Although the Gwich’in Tribal Council is not a signatory to the UFA, Langlois said it wanted to get involved because it recognized the case would have an impact on all future collaborative processes between First Nations and governments.
“These modern treaties set out a lot of processes by which the government, as a result of claims for titles for Aboriginal rights, have said, ‘OK, reconciliation is going to mean we’re going to share some of the decision-making power the Crown says we have,’” Langlois said.
“Gwich’in Tribal Council’s point was, if that’s going to have any meaning, and you’re going to do that through this collaborative decision-making process … every party going forward for the other planning regions will have to pay attention to this, and really, what I think it’s going to mean is, it’s going to tell First Nations and the Crown, ‘You need to be participating in details and saying your piece when you’re supposed to.’”
Speaking to reporters Friday, Premier Sandy Silver said the government intends to implement something resembling the original final plan. He said there could be “minor tweaks” to that plan but wouldn’t speculate on what those might be and added they would not come from the government.
Yukon NDP MLA Kate White said the decision was “fantastic” and spoke to the perseverance and resilience of Yukon First Nations as well as all Yukoners.
“It’s hugely valuable, and not just for Yukon… This sets out the expectations for other governments in Canada and First Nation communities and First Nation governments,” she said in a phone interview.
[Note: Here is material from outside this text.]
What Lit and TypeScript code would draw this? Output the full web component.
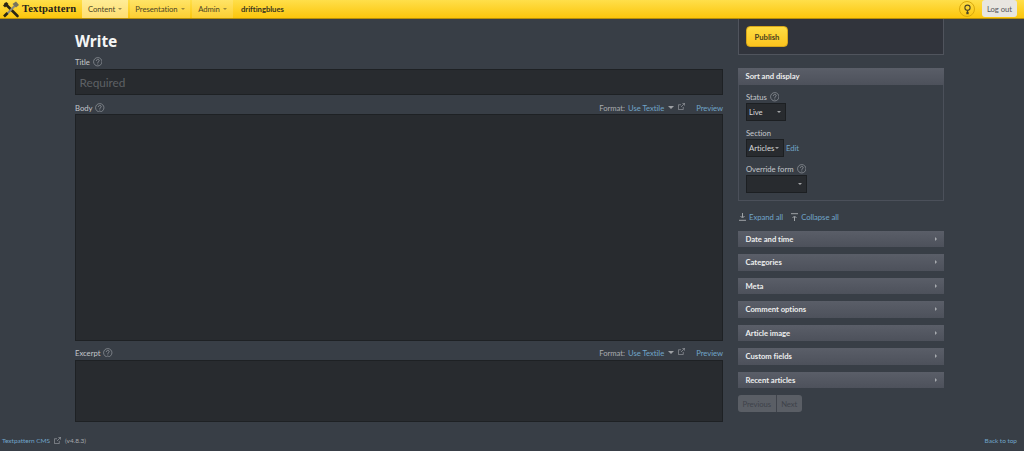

“I’m super excited… Facebook showed me a picture from five years ago on Monday, and it was us, a huge group, hundreds of people at the Gold Rush Inn talking about protecting the Peel and how we wouldn’t accept the government’s desire to re-write it. It’s awesome.”
Not everyone was pleased with the decision. In a news release, the Yukon Chamber of Mines said it was concerned with the amount of land that has been put off limits to development.